Retail revenues increased $54 million as large paper, chemical, high tech, and metals manufacturers increased their energy use; prices averaged 3% higher than last year due to higher prices for customers whose power prices were indexed to the market price of power. Total retail energy sales increased 3% as higher sales to industrial customers were partially offset by flat residential sales caused by warmer weather during the first half of the year. Total retail customers increased by about 5,900 (1%) from the end of last year; such increase includes the offsetting effect of the loss of approximately 7,150 customers who were transferred to two public utility districts upon the sale of a portion of PGE's service territory (for further information, see "Asset Sales" in the Financial and Operating Outlook section). Other operating revenues increased $5 million (26%) due largely to increased sales of natural gas in excess of generation requirements.

Purchased power and fuel costs increased $807 million (123%) due to significantly higher power prices and higher wholesale load. The average cost of firm and secondary power purchases doubled due to higher regional power and gas market prices. Combined with a 25% increase in power purchases, increased combustion turbine generation, and reduced hydro production, PGE's average variable power cost increased 86%. Partially offsetting the cost of purchased power and fuel was an approximate $13 million unrealized net gain on electricity trading contracts and natural gas swaps recorded during the year (see Note 8, Price Risk Management, in the Notes to Financial Statements for further information). In addition, PGE's Electricity Exchange pilot program, by which certain large commercial and industrial customers can voluntarily reduce their electricity usage during certain peak periods in exchange for energy credit payments, contributed to a reduction in the Company's net variable power costs during the second half of the year.

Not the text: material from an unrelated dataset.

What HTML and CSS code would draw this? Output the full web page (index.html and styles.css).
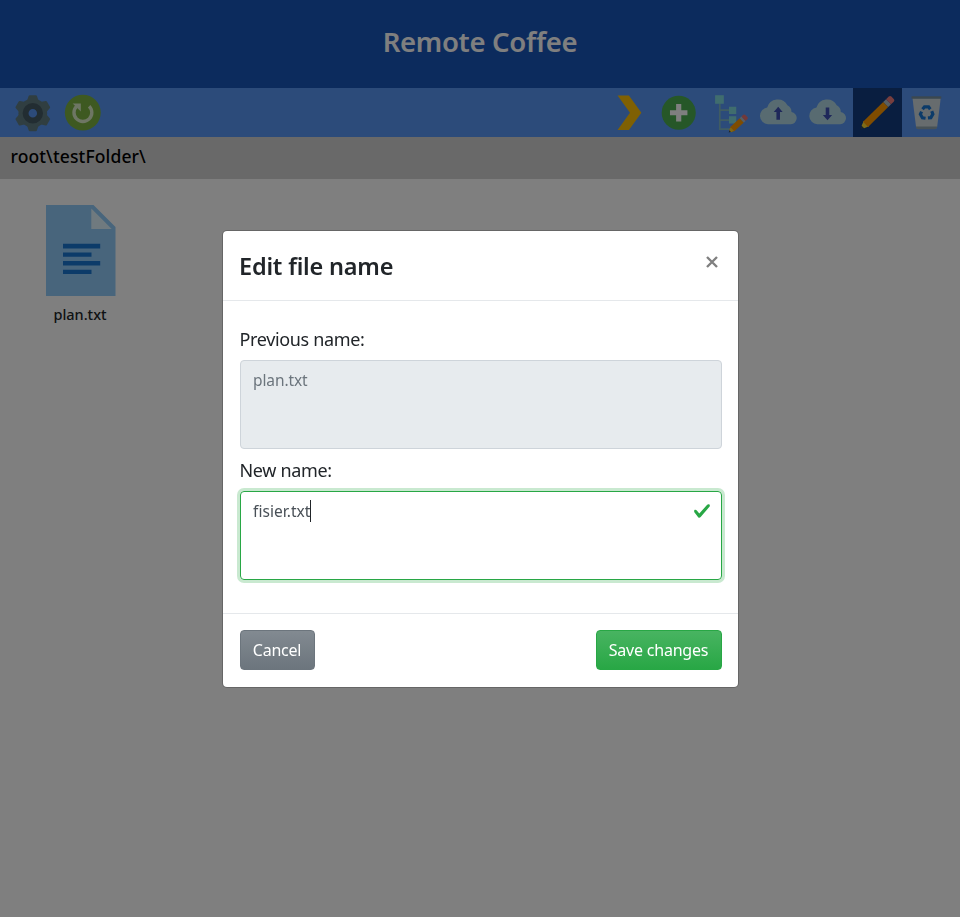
FILE: index.html
```html
<!DOCTYPE html>
<html lang="en">
<head>
<meta charset="utf-8">
<title>Remote Coffee</title>
<link rel="stylesheet" href="styles.css">
</head>
<body>
<header class="banner"><h1>Remote Coffee</h1></header>
<nav class="toolbar">
  <button class="tool" aria-label="Settings"><svg viewBox="8 88 50 49"><g fill="#607d83"><circle cx="33" cy="113" r="14.5"/><path id="tooth" d="M27 101l1.8-5.3q.3-.9 1.1-.9h6.2q.8 0 1.1.9l1.8 5.3z"/><use href="#tooth" transform="rotate(60 33 113)"/><use href="#tooth" transform="rotate(120 33 113)"/><use href="#tooth" transform="rotate(180 33 113)"/><use href="#tooth" transform="rotate(240 33 113)"/><use href="#tooth" transform="rotate(300 33 113)"/></g><circle cx="33" cy="113" r="7.3" fill="#5896f5" stroke="#455a64" stroke-width="6"/></svg></button>
  <button class="tool" aria-label="Refresh"><svg viewBox="57.6 88 50 49"><circle cx="82.6" cy="112.4" r="18.1" fill="#7cb342"/><path d="M89 106A9 9 0 1 1 76.4 106" fill="none" stroke="#dcedc8" stroke-width="3.4"/><path d="M72.4 103.2h8.2v8.2z" fill="#dcedc8"/></svg></button>
  <span class="gap"></span>
  <button class="tool" aria-label="Move"><svg viewBox="604.6 88 50 49"><path d="M617.3 95.2h11.4l12.6 17.4-12.6 17.4h-11.4l12.5-17.4z" fill="#ffc107"/></svg></button>
  <button class="tool" aria-label="Add"><svg viewBox="654.1 88 50 49"><circle cx="679" cy="112.6" r="17.2" fill="#4caf50"/><path d="M676.4 103.8h5.2v6.2h6.2v5.2h-6.2v6.2h-5.2v-6.2h-6.2V110h6.2z" fill="#fff"/></svg></button>
  <button class="tool" aria-label="Edit tree"><svg viewBox="704.1 88 50 49"><path d="M720 103v26h12M720 110h10M720 120h10" fill="none" stroke="#80b9c5" stroke-width="1.7"/><path d="M715.3 94.8h8.8v8.6h-8.8zM729.3 106.5h7.3v7.3h-7.3zM729.3 116h7.3v7.3h-7.3z" fill="#80dbdc"/><g transform="translate(729 132.5) rotate(-43)"><path d="M0 0L5-2.6V2.6z" fill="#424242"/><path d="M2 -1.5L6-3V3L2 1.5z" fill="#ffca28"/><path d="M5-3h13v6H5z" fill="#ff9800"/><path d="M18-3h2.4v6H18z" fill="#b0bec5"/><path d="M20.4-3h2.5q1.5 0 1.5 1.5v3q0 1.5-1.5 1.5h-2.5z" fill="#e57373"/></g></svg></button>
  <button class="tool" aria-label="Upload"><svg viewBox="753.6 88 50 49"><path class="cloud" d="M767.7 124.2a8.5 8.5 0 0 1-.8-16.9 11 11 0 0 1 20.4-2.2 7.4 7.4 0 0 1 4.1 6.6 6.3 6.3 0 0 1-.6 12.5z"/><path d="M778 106.5l4.5 5.4h-2.7v7.6h-3.6v-7.6h-2.7z" fill="#3f51b5"/></svg></button>
  <button class="tool" aria-label="Download"><svg viewBox="802.9 88 50 49"><path class="cloud" d="M817.3 124.2a8.5 8.5 0 0 1-.8-16.9 11 11 0 0 1 20.4-2.2 7.4 7.4 0 0 1 4.1 6.6 6.3 6.3 0 0 1-.6 12.5z"/><path d="M827.6 120.2l4.7-5.4h-2.9v-7.6h-3.6v7.6h-2.9z" fill="#3f51b5"/></svg></button>
  <button class="tool active" aria-label="Rename"><svg viewBox="853.2 88 50 49"><g transform="translate(861 129) rotate(-44.5)"><path d="M0 0L5-2.7V2.7z" fill="#37474f"/><path d="M3-1.8L8-3.8V3.8L3 1.8z" fill="#fdd835"/><path d="M6.8-3.6h28.5v7.2H6.8z" fill="#ff9800"/><path d="M35.3-3.6h4v7.2h-4z" fill="#b0bec5"/><path d="M39.3-3.6h3.8q1.9 0 1.9 1.9v3.4q0 1.9-1.9 1.9h-3.8z" fill="#ef7c7c"/></g></svg></button>
  <button class="tool" aria-label="Delete"><svg viewBox="902.2 88 50 49"><path d="M912.8 98h28.4l-3.5 28.5q-.3 2.3-2.7 2.3h-16q-2.4 0-2.7-2.3z" fill="#cfd8dc"/><path d="M911.8 96h30v2.4h-30z" fill="#78909c"/><path d="M916.1 126.4h21.7l-.3 1.1q-.3 1.6-2.6 1.6h-16q-2.3 0-2.6-1.6z" fill="#90a4ae"/><g fill="none" stroke="#1976d2" stroke-width="3.2"><path id="arc" d="M922.9 109.1l2-2.5h4.1l1.7 2.4"/><use href="#arc" transform="rotate(120 927 112.7)"/><use href="#arc" transform="rotate(240 927 112.7)"/></g></svg></button>
</nav>
<div class="path">root\testFolder\</div>
<main>
  <figure class="file">
    <svg viewBox="46 205.5 70 91"><path d="M46 205.5h47.5L115.5 227.5v69H46z" fill="#90caf9"/><path d="M91.3 209v20.5h20.4z" fill="#e1f5fe"/><path d="M63 244.3h37.2v4.6H63zM63 253h28.5v4.3H63zM63 261.5h37.2v4.6H63zM63 270.2h28.5v4.4H63z" fill="#1976d2"/></svg>
    <figcaption>plan.txt</figcaption>
  </figure>
</main>
<div class="backdrop">
  <section class="modal" role="dialog">
    <header class="modal-head"><h2>Edit file name</h2><button class="close" aria-label="Close"><svg viewBox="0 0 14 14"><path d="M2 2l10 10M12 2L2 12"/></svg></button></header>
    <div class="modal-body">
      <div class="label previous">Previous name:</div>
      <div class="field disabled">plan.txt</div>
      <div class="label next">New name:</div>
      <div class="field valid"><span>fisier.txt</span><i class="caret"></i><svg class="check" viewBox="0 0 8 8"><path fill="#28a745" d="M2.3 6.73L.6 4.53c-.4-1.04.46-1.4 1.1-.8l1.1 1.4 3.4-3.8c.6-.63 1.6-.27 1.2.7l-4 4.6c-.43.5-.8.4-1.1.1z"/></svg></div>
    </div>
    <footer class="modal-foot"><button class="btn cancel">Cancel</button><button class="btn save">Save changes</button></footer>
  </section>
</div>
</body>
</html>
```
FILE: styles.css
```css
* { box-sizing: border-box; }
body { margin: 0; height: 917px; overflow: hidden; background: #fff; color: #212529; font-family: "Noto Sans", sans-serif; font-size: 16px; }
button { font: inherit; border: 0; padding: 0; background: none; }
h1, h2 { margin: 0; font-weight: 500; }
.banner { height: 88px; padding-top: 22px; background: #1856ba; color: #fff; text-align: center; }
.banner h1 { font-size: 27.5px; line-height: 40px; font-weight: 600; letter-spacing: -.3px; }
.toolbar { height: 49.4px; display: flex; padding: 0 8px; background: #5896f5; }
.tool { width: 49.6px; height: 49.4px; flex: none; }
.tool svg { display: block; width: 100%; height: 100%; }
.tool.active { background: #123c80; }
.cloud { fill: #b0d7e3; }
.gap { flex: 1; }
.path { height: 41.6px; padding: 0 10.5px; background: #d3d3d3; color: #000; font-size: 17.5px; line-height: 39px; font-weight: 500; letter-spacing: .12px; }
main { padding: 26.5px 46px; }
.file { width: 70px; margin: 0; text-align: center; }
.file svg { display: block; width: 70px; height: 91px; }
.file figcaption { margin: 6px 1px 0 -1px; font-size: 14.5px; line-height: 24px; font-weight: 500; }
.backdrop { position: fixed; inset: 0; display: flex; justify-content: center; align-items: center; padding-left: 1px; background: rgba(0,0,0,.5); }
.modal { width: 517px; height: 458px; display: flex; flex-direction: column; background: #fff; border: 1px solid rgba(0,0,0,.2); background-clip: padding-box; border-radius: 5px; }
.modal-head { height: 70.5px; flex: none; display: flex; justify-content: space-between; padding: 15.5px 16px 0; border-bottom: 1px solid #e5e8eb; }
.modal-head h2 { font-size: 23.5px; line-height: 41px; font-weight: 600; letter-spacing: -.2px; }
.close { width: 14px; height: 14px; margin: 9px 3px 0 0; }
.close svg { display: block; width: 14px; height: 14px; fill: none; stroke: #808080; stroke-width: 2.4; }
.modal-body { flex: 1; padding: 23.5px 16.5px 0; }
.label { height: 35px; line-height: 28px; font-size: 18px; letter-spacing: -.35px; }
.next { margin-top: 7px; }
.field { position: relative; display: flex; height: 89px; padding: 6px 12.5px; border: 1px solid #ced4da; border-radius: 4px; color: #6c757d; font-size: 15.5px; line-height: 26px; letter-spacing: -.1px; }
.disabled { background: #e7ebee; }
.valid { border-color: #28a745; box-shadow: 0 0 0 3px rgba(40,167,69,.25); color: #495057; letter-spacing: .05px; }
.caret { width: 1px; height: 22px; margin-top: 2px; background: #212529; }
.check { position: absolute; right: 10px; top: 10px; width: 18px; height: 18px; }
.modal-foot { height: 73.5px; flex: none; display: flex; justify-content: space-between; padding: 16px 16.5px; border-top: 1px solid #e5e8eb; }
.btn { height: 39.5px; border-radius: 4px; color: #fff; font-size: 16px; line-height: 38px; letter-spacing: -.22px; }
.cancel { width: 75px; border: 1px solid #6c757d; background: linear-gradient(#828a91, #6c757d); }
.save { width: 126px; border: 1px solid #28a745; background: linear-gradient(#48b461, #28a745); }
```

Company generation increased 9%, with a 69% increase in combustion turbine plant generation partially offset by reduced coal-fired and hydro production. Total generation met approximately 54% of PGE's retail load during the year, compared to 51% last year.

 

 

Megawatt-Hours/Variable Power Costs

 

Megawatt-Hours (thousands)

 

Average Variable Power Cost (Mills/KWh)

 

2000

1999

 

2000

1999

Generation

11,430

10,515

 

14.5

11.3

Firm Purchases

25,049

18,897

 

34.9

23.2

Spot Purchases

  3,258

  3,712

 

123.6

19.7

Total Send-Out

39,737

33,124

 

  37.2*

20.0*

 

 

 

(* includes wheeling costs)

Operating expenses (excluding purchased power and fuel, depreciation and taxes) increased $29 million (12%) as administrative, customer support, and fixed plant and delivery system costs all experienced increases from the prior year. Expenses last year were reduced by the effect of a non-recurring reduction in employee benefit accruals resulting from negotiated changes to union pension and Retirement Savings Plan enhancements. In 2000, the Company recorded a $2 million provision against deferred costs related to the proposed sale of its 20% interest in Units 3 and 4 of the Colstrip power plant. The sale was denied by the Oregon Public Utility Commission (OPUC), and in its recently filed restructuring plan, the Company seeks rate recovery of certain costs associated with this proposed sale. Other increases include approximately $5 million in maintenance and overhaul activities at the Boardman and Colstrip coal plants, $4 million in employee health insurance costs and insurance claim provisions, and $2 million in development expenditures related to the Company's customer information system. Beginning October 1, 2000, energy efficiency program expenditures, previously deferred and amortized over a five-year period, are charged to current operations, resulting in a $2 million increase in operating expenses. In addition, a $2 million contract termination settlement with an Oregon electric cooperative was recorded in 2000; this amount was deferred, in accordance with an accounting order from the OPUC, and offset within Depreciation and amortization expense.

Depreciation and amortization expense increased $9 million (6%) due to both a net increase in regulatory amortization and to normal capital additions. The increase in regulatory amortization was primarily attributable to the accounting effect of settlement agreements between PGE, the OPUC, and the Citizens' Utility Board (CUB) related to the Company's investment in the closed Trojan nuclear plant (see Note 10, Legal Matters, in the Notes to Financial Statements for further information).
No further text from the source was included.